A Dimensionality Reduction Method for Finding Least Favorable Priors with a Focus on Bregman Divergence
This work addresses a computational bottleneck in statistical estimation for researchers, but it is incremental as it builds on existing Bayesian and minimax frameworks.
The paper tackles the challenge of finding least favorable priors for minimax estimation by developing a dimensionality reduction method that moves the optimization from an infinite-dimensional space to a finite-dimensional one, enabling the use of algorithms like projected gradient ascent, with a focus on Bregman divergence loss functions.

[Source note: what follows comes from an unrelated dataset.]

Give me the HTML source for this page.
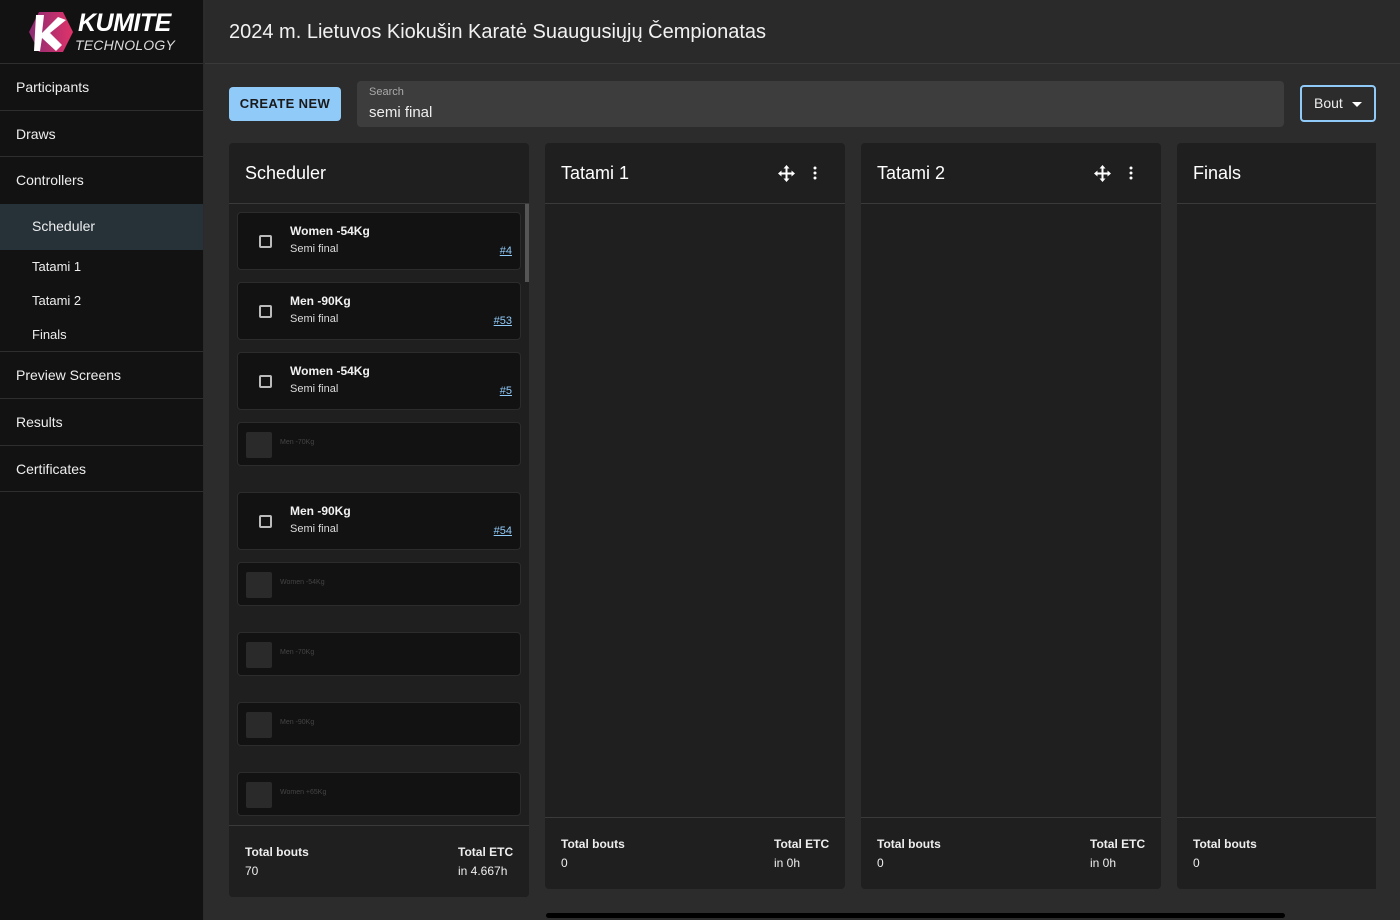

A common way of characterizing minimax estimators in point estimation is by moving the problem into the Bayesian estimation domain and finding a least favorable prior distribution. The Bayesian estimator induced by a least favorable prior, under mild conditions, is then known to be minimax. However, finding least favorable distributions can be challenging due to inherent optimization over the space of probability distributions, which is infinite-dimensional. This paper develops a dimensionality reduction method that allows us to move the optimization to a finite-dimensional setting with an explicit bound on the dimension. The benefit of this dimensionality reduction is that it permits the use of popular algorithms such as projected gradient ascent to find least favorable priors. Throughout the paper, in order to make progress on the problem, we restrict ourselves to Bayesian risks induced by a relatively large class of loss functions, namely Bregman divergences.